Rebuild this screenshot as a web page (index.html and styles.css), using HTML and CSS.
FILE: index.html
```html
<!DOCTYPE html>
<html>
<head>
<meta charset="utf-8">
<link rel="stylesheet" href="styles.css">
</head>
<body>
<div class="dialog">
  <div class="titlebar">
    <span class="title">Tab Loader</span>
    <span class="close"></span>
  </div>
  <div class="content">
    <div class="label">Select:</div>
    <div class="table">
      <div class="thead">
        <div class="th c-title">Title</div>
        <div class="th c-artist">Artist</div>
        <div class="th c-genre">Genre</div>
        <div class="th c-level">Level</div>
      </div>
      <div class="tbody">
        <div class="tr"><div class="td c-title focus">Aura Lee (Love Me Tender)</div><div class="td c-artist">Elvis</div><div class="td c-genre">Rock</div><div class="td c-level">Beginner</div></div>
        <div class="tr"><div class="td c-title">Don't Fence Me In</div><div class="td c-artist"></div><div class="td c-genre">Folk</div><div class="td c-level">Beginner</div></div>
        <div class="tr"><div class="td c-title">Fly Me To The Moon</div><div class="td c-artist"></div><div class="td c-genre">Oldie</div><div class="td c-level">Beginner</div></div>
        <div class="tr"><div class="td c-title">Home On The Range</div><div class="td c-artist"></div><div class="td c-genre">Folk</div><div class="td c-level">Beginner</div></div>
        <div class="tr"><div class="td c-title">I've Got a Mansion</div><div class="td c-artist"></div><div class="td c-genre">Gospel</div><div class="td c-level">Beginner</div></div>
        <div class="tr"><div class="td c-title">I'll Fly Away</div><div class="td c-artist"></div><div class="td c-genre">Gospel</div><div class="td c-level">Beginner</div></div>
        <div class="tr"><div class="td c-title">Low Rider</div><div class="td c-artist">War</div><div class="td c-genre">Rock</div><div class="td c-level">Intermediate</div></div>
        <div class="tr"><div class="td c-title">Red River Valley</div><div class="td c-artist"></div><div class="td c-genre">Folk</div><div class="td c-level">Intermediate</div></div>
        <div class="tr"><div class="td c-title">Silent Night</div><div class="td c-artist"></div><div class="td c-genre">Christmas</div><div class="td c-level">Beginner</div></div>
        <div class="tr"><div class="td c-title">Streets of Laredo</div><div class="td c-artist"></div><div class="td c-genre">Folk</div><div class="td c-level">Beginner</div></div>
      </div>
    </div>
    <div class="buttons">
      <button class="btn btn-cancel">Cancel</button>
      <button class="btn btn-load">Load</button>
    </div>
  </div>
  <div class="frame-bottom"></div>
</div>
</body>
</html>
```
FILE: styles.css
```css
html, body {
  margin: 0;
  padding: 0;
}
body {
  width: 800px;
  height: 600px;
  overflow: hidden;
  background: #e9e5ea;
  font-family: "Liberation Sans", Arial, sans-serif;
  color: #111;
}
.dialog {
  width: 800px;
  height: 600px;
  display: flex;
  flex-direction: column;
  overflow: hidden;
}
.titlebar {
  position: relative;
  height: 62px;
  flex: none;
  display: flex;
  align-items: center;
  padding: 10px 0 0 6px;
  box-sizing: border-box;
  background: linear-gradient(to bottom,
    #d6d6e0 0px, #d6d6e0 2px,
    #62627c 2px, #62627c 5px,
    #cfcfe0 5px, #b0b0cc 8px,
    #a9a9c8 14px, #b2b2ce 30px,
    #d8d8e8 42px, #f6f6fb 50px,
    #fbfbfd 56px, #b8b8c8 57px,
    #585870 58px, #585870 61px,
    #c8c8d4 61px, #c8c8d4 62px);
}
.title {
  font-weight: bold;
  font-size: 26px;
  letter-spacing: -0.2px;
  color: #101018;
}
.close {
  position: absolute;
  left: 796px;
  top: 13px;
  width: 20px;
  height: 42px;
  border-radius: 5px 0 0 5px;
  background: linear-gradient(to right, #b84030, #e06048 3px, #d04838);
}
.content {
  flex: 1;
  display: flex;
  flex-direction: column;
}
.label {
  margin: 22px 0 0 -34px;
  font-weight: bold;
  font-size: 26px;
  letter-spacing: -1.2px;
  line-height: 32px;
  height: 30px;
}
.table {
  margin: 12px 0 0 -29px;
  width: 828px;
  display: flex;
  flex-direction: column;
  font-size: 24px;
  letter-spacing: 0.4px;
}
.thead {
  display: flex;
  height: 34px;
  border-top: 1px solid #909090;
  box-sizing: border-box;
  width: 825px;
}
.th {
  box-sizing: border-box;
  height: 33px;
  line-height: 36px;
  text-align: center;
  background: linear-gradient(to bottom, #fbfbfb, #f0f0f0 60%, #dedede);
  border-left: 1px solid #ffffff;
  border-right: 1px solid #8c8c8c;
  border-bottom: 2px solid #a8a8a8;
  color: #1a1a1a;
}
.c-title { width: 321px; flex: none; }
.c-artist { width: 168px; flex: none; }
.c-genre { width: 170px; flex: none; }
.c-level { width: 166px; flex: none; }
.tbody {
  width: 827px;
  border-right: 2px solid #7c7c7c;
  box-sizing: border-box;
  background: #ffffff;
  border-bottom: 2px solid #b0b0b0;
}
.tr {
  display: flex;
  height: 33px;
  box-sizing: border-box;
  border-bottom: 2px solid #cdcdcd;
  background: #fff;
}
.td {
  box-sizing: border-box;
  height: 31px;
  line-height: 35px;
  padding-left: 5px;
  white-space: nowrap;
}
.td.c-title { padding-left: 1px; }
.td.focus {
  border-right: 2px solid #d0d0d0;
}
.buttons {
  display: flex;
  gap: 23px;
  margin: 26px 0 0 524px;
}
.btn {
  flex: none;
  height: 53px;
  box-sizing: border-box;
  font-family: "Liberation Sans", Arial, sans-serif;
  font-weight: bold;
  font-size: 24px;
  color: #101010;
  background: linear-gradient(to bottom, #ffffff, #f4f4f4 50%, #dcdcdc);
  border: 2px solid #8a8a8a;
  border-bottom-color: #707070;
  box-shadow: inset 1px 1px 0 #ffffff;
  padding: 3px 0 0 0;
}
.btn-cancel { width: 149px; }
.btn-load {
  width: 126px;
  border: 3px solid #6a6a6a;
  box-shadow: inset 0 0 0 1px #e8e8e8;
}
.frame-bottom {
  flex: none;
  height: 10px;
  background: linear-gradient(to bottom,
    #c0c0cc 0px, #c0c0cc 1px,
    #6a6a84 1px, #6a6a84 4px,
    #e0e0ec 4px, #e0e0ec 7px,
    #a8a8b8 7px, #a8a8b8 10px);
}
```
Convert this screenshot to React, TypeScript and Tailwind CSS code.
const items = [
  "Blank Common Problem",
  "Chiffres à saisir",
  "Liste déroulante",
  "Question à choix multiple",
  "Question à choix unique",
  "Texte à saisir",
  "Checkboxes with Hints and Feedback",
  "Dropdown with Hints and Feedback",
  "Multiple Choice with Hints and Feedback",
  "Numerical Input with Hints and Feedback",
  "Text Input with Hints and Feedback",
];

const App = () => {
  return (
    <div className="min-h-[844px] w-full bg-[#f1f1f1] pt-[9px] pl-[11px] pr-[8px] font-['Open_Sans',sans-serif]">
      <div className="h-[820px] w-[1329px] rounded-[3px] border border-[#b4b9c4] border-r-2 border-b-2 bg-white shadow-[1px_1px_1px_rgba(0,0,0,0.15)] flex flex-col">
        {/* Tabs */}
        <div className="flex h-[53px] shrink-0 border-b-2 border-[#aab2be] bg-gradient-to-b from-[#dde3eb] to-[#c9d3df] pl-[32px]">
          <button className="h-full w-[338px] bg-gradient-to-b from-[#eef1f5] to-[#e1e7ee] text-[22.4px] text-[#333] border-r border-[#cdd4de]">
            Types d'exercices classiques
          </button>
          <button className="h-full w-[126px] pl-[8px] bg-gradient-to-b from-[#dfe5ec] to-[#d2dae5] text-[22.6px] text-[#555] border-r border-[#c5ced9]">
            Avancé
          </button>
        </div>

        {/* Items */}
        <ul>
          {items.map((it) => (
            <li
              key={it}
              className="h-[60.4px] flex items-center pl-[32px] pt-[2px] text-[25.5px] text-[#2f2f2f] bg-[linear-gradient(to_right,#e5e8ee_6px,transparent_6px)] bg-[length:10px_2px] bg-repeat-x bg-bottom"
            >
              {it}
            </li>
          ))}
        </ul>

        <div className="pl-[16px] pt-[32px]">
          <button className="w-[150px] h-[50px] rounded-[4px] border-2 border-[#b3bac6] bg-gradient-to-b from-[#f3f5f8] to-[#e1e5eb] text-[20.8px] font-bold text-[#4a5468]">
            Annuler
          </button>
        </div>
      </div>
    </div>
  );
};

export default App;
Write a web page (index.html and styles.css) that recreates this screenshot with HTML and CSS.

-----

*Requirement:* Pull out and copy each line containing the string "with".

*Answer for the task:*
  "Checkboxes with Hints and Feedback",
  "Dropdown with Hints and Feedback",
  "Multiple Choice with Hints and Feedback",
  "Numerical Input with Hints and Feedback",
  "Text Input with Hints and Feedback",
Write a web page (index.html and styles.css) that recreates this screenshot with HTML and CSS.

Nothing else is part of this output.